The Air Force in this case benefits from putting off contract awards and letting market forces work in its favor. “We think that keeping multiple teams in competition” helps the Air Force, said Holmes. “Having airplanes that are flying puts pressure on developmental airplanes, and having developmental planes puts pressure on airplanes that are flying.”
Doubts about earlier acquisition plans also prompted the Air Force to delay a competition to build a ground surveillance aircraft to replace the aging JSTARS, or joint surveillance target attack radar system. Companies like Boeing, Bombardier and Gulfstream are expected to propose JSTARS concepts built in smaller, commercial airframes that they claim will save the government money both in the procurement and lifecycle support of the aircraft.

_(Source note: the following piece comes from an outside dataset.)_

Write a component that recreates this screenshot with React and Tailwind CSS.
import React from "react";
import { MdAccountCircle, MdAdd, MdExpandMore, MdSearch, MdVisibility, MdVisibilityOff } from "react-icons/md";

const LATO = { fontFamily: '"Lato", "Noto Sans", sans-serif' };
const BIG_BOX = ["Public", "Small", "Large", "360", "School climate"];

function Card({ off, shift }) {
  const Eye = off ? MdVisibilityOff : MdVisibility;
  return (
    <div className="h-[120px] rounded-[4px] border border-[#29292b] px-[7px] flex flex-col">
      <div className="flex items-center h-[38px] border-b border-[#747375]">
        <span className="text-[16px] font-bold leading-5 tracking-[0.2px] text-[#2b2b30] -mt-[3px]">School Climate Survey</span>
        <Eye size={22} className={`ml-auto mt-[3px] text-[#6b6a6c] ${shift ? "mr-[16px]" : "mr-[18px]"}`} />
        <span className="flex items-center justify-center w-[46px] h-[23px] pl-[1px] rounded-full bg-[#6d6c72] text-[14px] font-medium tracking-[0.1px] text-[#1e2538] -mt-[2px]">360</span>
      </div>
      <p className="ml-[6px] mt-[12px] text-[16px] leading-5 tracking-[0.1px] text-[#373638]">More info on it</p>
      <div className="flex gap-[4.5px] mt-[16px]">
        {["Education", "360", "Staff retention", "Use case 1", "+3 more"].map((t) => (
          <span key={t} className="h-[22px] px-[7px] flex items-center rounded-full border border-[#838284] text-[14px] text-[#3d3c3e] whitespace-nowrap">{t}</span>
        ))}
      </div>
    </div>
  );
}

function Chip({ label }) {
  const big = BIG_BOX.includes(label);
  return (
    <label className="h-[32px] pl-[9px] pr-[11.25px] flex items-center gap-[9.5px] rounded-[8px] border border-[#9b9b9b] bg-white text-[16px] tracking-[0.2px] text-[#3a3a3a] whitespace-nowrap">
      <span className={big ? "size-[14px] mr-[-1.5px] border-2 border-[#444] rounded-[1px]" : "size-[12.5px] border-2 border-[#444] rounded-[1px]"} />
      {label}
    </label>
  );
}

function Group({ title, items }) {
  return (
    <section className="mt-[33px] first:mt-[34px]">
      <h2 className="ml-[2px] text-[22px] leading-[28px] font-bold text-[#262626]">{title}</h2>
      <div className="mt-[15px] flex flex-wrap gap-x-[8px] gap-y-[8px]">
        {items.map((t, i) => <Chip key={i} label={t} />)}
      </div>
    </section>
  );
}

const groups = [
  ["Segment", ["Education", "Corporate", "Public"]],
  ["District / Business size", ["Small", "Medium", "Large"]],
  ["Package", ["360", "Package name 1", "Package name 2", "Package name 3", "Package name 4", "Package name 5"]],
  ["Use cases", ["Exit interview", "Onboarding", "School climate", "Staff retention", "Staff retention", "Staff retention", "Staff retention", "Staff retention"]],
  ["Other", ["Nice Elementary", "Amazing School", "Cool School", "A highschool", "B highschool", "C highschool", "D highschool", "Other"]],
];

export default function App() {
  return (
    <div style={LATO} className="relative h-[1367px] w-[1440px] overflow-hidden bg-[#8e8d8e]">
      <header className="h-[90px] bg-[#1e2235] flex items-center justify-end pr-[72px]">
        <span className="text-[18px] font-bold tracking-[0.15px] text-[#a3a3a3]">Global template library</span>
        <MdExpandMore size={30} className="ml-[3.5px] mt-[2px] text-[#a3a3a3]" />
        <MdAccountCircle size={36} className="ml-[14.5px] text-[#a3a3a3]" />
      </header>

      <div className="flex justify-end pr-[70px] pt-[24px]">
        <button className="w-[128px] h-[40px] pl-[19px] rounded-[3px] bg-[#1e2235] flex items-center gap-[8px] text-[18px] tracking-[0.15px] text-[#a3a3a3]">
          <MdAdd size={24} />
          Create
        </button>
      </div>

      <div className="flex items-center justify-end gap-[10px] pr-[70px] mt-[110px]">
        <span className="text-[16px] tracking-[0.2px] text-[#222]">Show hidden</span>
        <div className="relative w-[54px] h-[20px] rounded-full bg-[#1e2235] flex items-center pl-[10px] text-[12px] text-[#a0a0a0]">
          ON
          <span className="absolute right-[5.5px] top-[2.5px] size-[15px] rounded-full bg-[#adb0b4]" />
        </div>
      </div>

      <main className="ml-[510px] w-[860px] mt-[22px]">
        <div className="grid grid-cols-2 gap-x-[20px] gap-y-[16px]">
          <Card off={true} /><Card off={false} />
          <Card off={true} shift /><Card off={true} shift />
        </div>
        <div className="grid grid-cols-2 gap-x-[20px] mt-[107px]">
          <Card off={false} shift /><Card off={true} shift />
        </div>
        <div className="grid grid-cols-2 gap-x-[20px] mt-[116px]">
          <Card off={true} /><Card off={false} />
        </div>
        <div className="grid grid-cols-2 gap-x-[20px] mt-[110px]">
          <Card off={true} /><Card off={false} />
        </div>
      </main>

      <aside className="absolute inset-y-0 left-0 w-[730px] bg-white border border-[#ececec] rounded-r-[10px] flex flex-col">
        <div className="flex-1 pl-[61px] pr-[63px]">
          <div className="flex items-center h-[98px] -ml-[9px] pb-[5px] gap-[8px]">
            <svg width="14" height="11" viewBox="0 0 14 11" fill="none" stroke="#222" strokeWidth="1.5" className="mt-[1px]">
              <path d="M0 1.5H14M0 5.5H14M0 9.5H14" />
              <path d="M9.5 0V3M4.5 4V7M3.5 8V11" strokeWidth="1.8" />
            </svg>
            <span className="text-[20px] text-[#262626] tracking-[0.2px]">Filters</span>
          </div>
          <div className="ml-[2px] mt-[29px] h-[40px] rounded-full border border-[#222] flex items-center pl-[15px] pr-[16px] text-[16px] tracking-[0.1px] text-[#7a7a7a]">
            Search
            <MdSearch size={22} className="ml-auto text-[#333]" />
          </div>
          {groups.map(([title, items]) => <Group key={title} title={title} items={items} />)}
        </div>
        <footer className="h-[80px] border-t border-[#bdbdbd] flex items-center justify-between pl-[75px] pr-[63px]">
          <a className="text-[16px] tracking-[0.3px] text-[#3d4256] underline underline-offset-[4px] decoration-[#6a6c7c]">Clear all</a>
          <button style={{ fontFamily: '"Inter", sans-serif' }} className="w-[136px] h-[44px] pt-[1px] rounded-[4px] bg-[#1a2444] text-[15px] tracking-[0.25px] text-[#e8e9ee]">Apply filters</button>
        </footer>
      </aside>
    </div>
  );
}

Officials for some time had begun to question whether the JSTARS’ intricate sensor suites and electronics could be squeezed into smaller airframes. The Air Force decided to delay the program in order to further investigate the issue. The question is “what’s possible and what’s not,” Holmes said. “When [Air Force officials] looked at the strategy we had built for acquisition, they thought it was risky. The integration challenge may have been understated by some of the proposals. We want to keep the competition longer, it drives the price down.”
A similar path might be followed for the modernization of the AWACS airborne radar plane, Holmes said. “We hope to see how the JSTARS plan goes in the new business approach to how we take sensors and people and put them on a more efficient, cheaper airframe.”